Выбрать главу

Впервые моя совесть вступила в конфликт с требованиями подполья… Порвать записку? Сделав это, я нарушу дисциплину, связывающую меня как коммуниста и в особенности как работника подполья… Я передал записку Ульриху и сообщил то, что мне сказал Бедахт. Он взглянул на нее и сунул в карман без комментариев. Через несколько недель он вынул из кармана эту записку и показал мне. Твердо глядя на меня, он сказал: „Не думаю, что дядя Джо (Сталин) этим заинтересуется. У него есть дела поважнее”. Слегка улыбаясь, он скомкал записку и бросил ее прочь.

Этот случай был… также поворотным пунктом в моих отношениях с Ульрихом. Сделав то, на что у меня не хватило смелости, — нарушив дисциплину, — он этим поступком сознательно отдавал себя в мою власть. С этого момента наши отношения — подчиненного и начальника — превратились в дружбу. Многозначительный взгляд Ульриха, сменившийся славной его улыбкой, означал… что мы — революционеры, а не охотники за черепами”.

Анти-Гегель. Человечность, способность увидеть вещи с точки зрения другого, готовность к невыполнению бесчеловечного приказа — все эти особенности нетрадиционны для того, кого привычно нынче считать революционером вообще, русским революционером в частности. Совершенно не важно, кто будет запряжен в повозку прогресса, важно, чтобы она доехала, — этот подход — привычнее. Вот с ним-то анархист Улановский и не согласен. Вплоть до неприятия знаковой для всех русских прогрессистов и западников фигуры — Петра Первого.

Странный западник, странный прогрессист, непривычный революционер. Сформулируем так: антигегелевский революционер. По его мнению, очень даже важно, какая кляча запряжена в повозку прогресса. Соблазн исторического результата любой ценой — этот соблазн его миновал.

Объясняет в письме дочке-школьнице:

“На берегу пустынных волн

Стоял он, дум великих полн,

И вдаль глядел…

Всего две с половиной коротеньких строчки — и перед тобой встает как живой могучий образ преобразователя России! Читаешь и невольно забываешь, что за время царствования Петра население сократилось ровно наполовину, что это он создал ту бюрократическую машину — чиновничий рай, — которая высасывала все соки из народа, что он превратил страну в сплошной военный лагерь (и только ли военный?). А главное — его успех окрылил сотни больших и малых Пьер ле Гранов, то прорубающих, то заколачивающих окно в Европу. Забываешь и многое другое: его страшную жестокость, массовые казни, безудержное пьянство и разврат, казнь стрельцов, когда он собственными руками пытал и рубил головы стрельцам. Такова сила таланта Пушкина, к тому же помноженная на силу привычных, высочайше одобренных представлений”.

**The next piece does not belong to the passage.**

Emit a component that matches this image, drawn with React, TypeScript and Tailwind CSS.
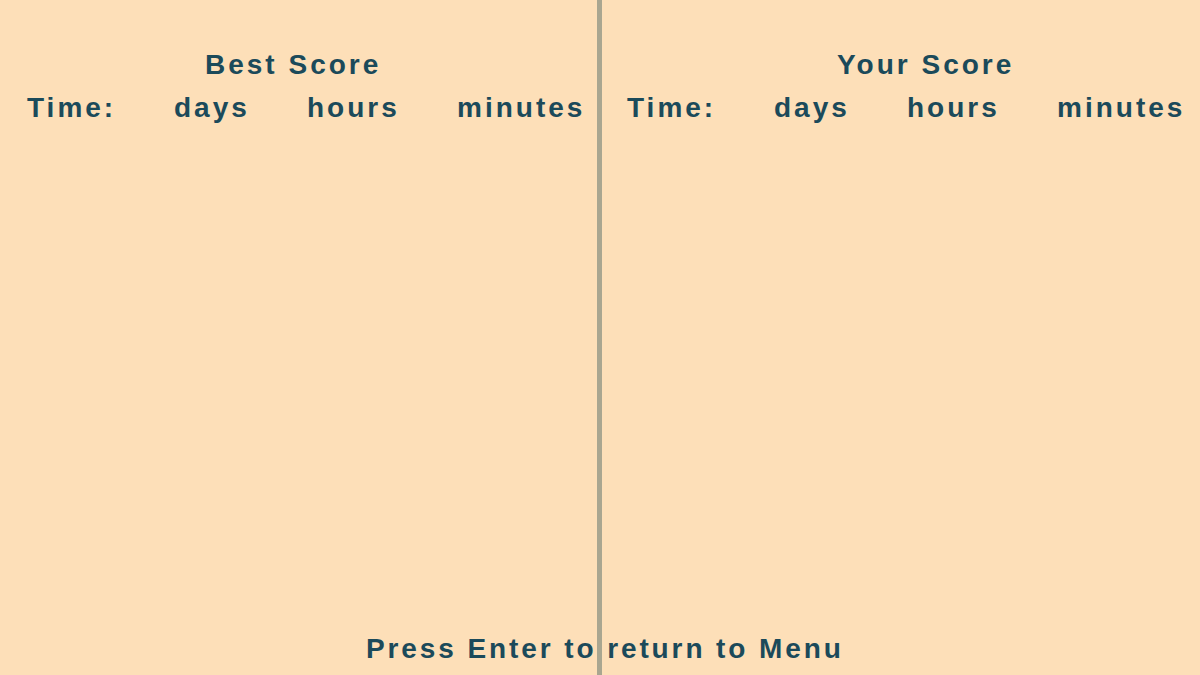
export default function App() {
  const font = { fontFamily: '"Liberation Sans", Arial, sans-serif' };
  const TimeRow = () => (
    <div className="flex items-baseline text-[28px] font-bold tracking-[3px] leading-none">
      <span className="w-[147px]">Time:</span>
      <span className="w-[133px]">days</span>
      <span className="w-[150px]">hours</span>
      <span>minutes</span>
    </div>
  );
  return (
    <div style={font} className="relative w-[1200px] h-[675px] bg-[#fddfb8] text-[#1b4a5a] flex overflow-hidden">
      {/* best score */}
      <div className="w-[597px] flex flex-col pt-[51px] pl-[27px]">
        <div className="pl-[178px] text-[28px] font-bold tracking-[3px] leading-none">Best Score</div>
        <div className="mt-[15px]">
          <TimeRow />
        </div>
      </div>
      <div className="w-[5px] h-full bg-[#a9a690] z-10" />
      {/* your score */}
      <div className="flex-1 flex flex-col pt-[51px] pl-[25px]">
        <div className="pl-[210px] text-[28px] font-bold tracking-[3px] leading-none">Your Score</div>
        <div className="mt-[15px]">
          <TimeRow />
        </div>
      </div>
      <div className="absolute bottom-[12px] left-[366px] text-[28px] font-bold tracking-[2.9px] leading-none">
        Press Enter to return to Menu
      </div>
    </div>
  );
}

Он неплохо разъяснил неразрывную связь этики и эстетики. В воспоминаниях его дочки есть эпизод, свидетельствующий: урок пошел впрок. В концлагере Майя познакомилась с женщиной, которая была посажена по донесениям провокатора. Настоящего, доподлинного стукача. После отсидки Майя узнала, что этот провокатор, погубивший не одну ее подругу, а многих, стал известным композитором, пишет прекрасную музыку. Ни на секунду она не может предположить, что изломанная, испуганная, но не убитая, мучающаяся душа может создавать великие произведения искусства. Я-то вполне могу себе это представить…

Победа и поражение. Но меня в данном случае интересует не искусство, а рассуждения анархиста, служившего делу коммунистической революции. Он-то не может не видеть, чем дело закончилось, каким любопытным поворотом винта истории. Сидя в инвалидном доме в Караганде, “сактированный” из концлагеря, он-то не может не понимать, что, удайся революция, допустим, в США, — и загрохотали бы вагонзаки из Вашингтона на Аляску — золото добывать.

Жалоб — никаких. Сетований — никаких, но один-единственный раз внезапно в письме к жене прорывается многажды (как видно) обдуманное: “Что такое „победоносная революция” и какая революция — неудачная? Что было бы, если бы заговор декабристов завершился бы 14 декабря удачно и к власти пришли бы вместо Николая I Ермолов, Сперанский и Мордвинов? Польское восстание подавил бы тогда не генерал Паскевич, а Ермолов. Пестель был бы, вероятно, казнен не Николаем, а Рылеевым и Трубецким. Неизвестно, упразднили ли бы крепостное право, но земли крестьяне не получили бы наверное, так как на этот счет у декабристов было почти полное согласие — не давать крестьянам земли. Декабрьское восстание, Парижская коммуна, революция 1905 года — всё неудачные революции, но так ли это? Интересно и поучительно сравнить их результаты с результатами победоносных революций”.